Sometimes you may find yourself in a location you aren’t familiar with when a tornado hits. Here are our tips on what to do if you get caught in one of these locations.
In a structure. A structure is typically a sturdy building such as a hospital, school, high-rise, mall or nursing home. If you find yourself in one of these buildings during a tornado warning, move calmly and quickly to a safe space such as a basement or storm cellar. If you don’t have access to these, proceed to an interior hallway or room on the lowest floor of the building that you can get to. Make an effort to stay away from all windows and put as many walls in between you and the outside. For more protection, you can also use your arms to cover your head and neck.
In a manufactured building. These buildings are not typically safe to be in when a tornado hits. Manufactured buildings include homes, offices, or mobile homes. If possible, evacuate immediately and go to a storm shelter, or the lowest floor of a sturdy building.

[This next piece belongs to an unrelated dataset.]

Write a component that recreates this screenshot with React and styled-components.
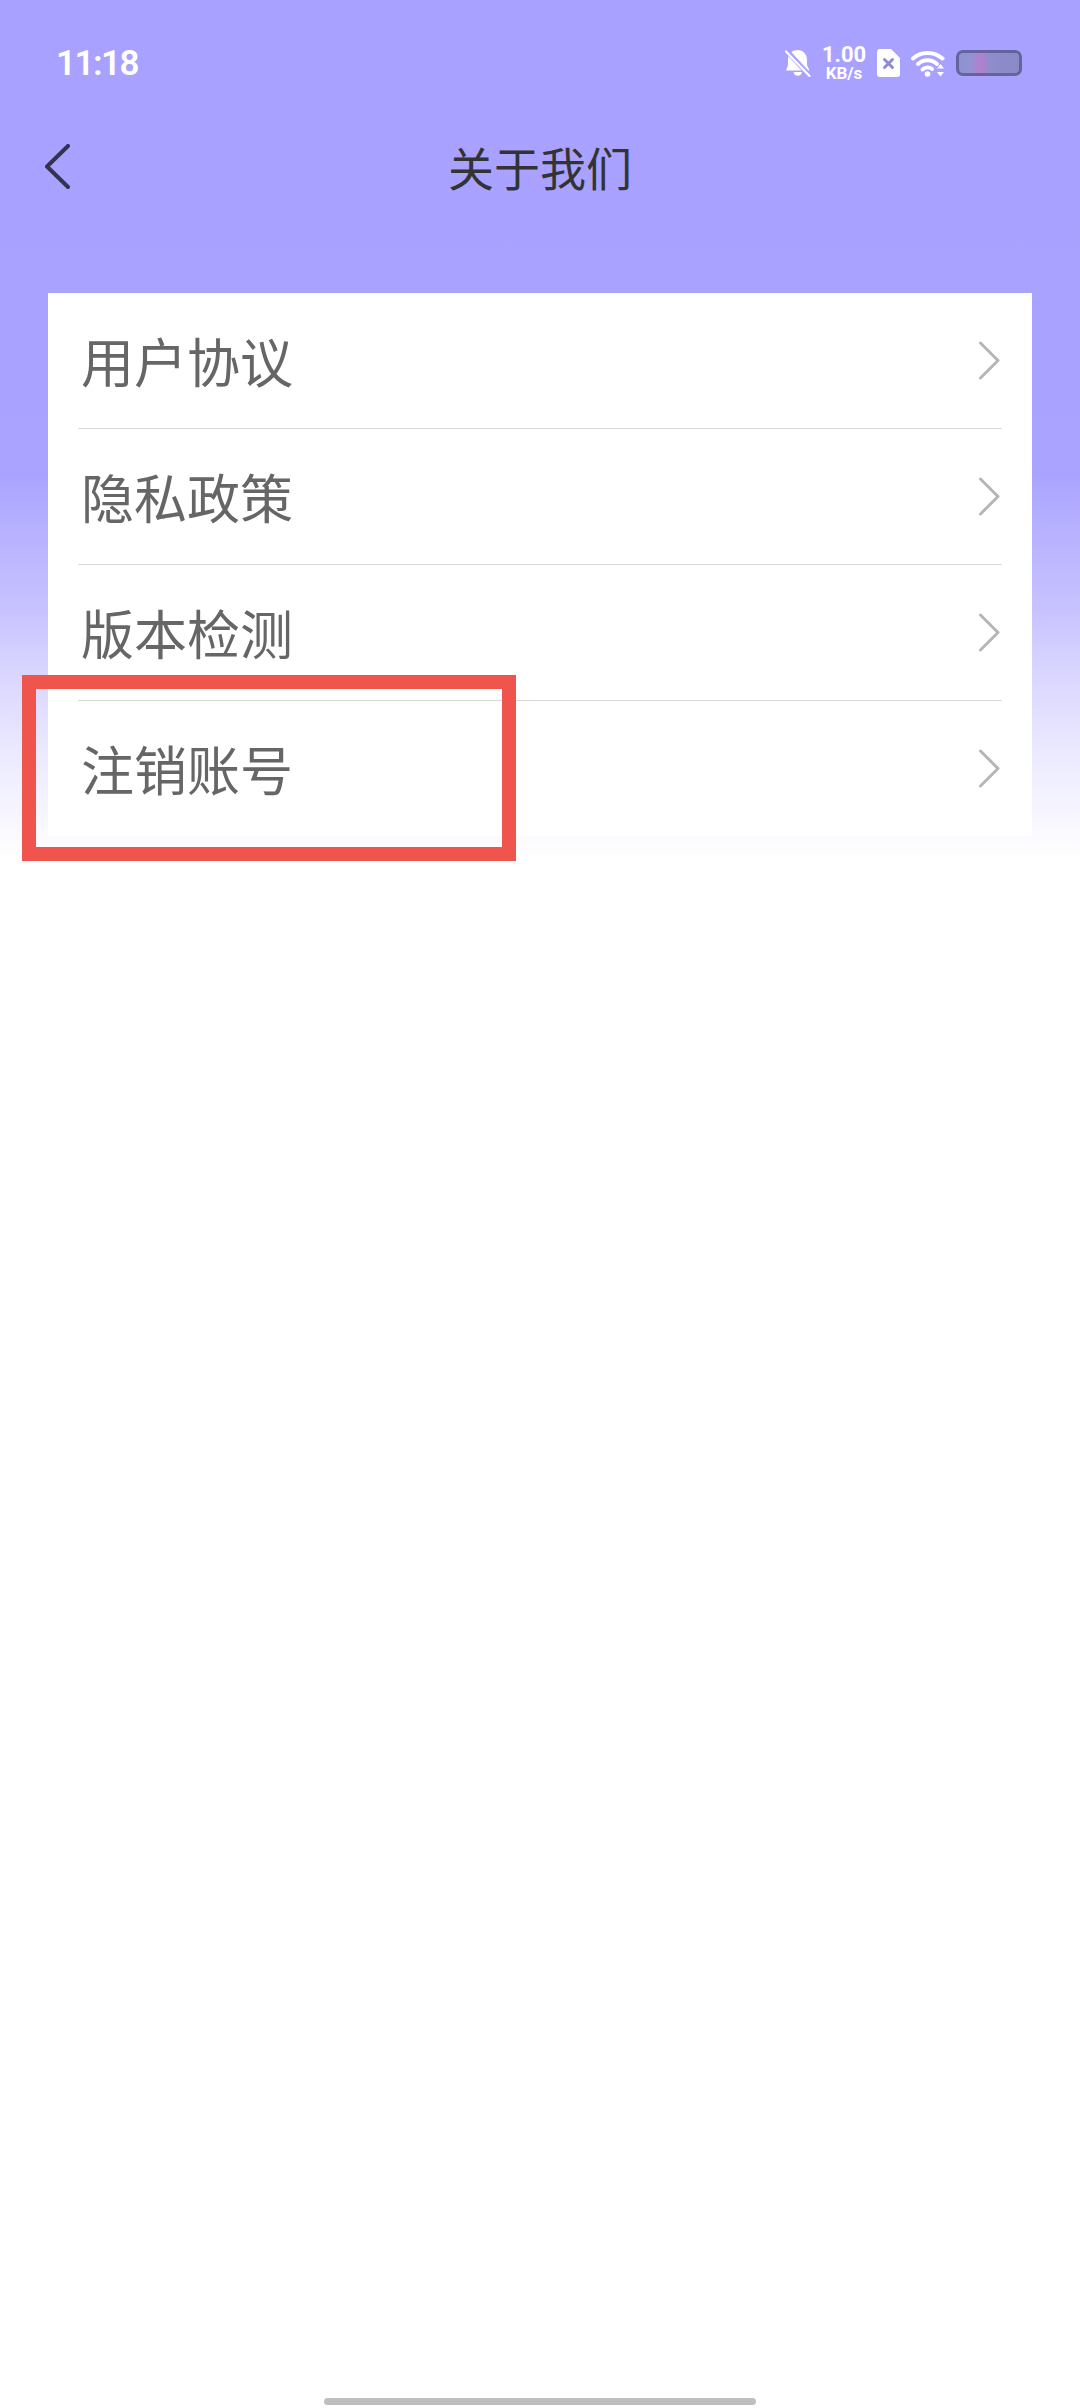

If you have no time to evacuate, proceed to an interior hallway or room on the lowest floor of the building. Mobile homes, even if they’re tied down, can’t protect you from the force of a tornado.
Outside. Being outside during a tornado can be terrifying. Currently, there is no research-based recommendation on what the best protocol is if you find yourself outside during a tornado. However, you do have some options that can help protect you from the storm. You can try to get to the nearest shelter ASAP if you feel it is safe to drive. If you spot flying debris, pull over in a safe spot out of traffic, stay buckled in your seat and cover yourself with a blanket, jacket or cushion that you have in the car. If you don’t have access to a car, lie down on your stomach in a noticeably lower area of the ground and cover your head and neck with your arms.
No matter the situation, never take shelter under an overpass or bridge or try to outrun a storm in a traffic congested area. Always look out for flying debris as this causes most fatalities and injuries.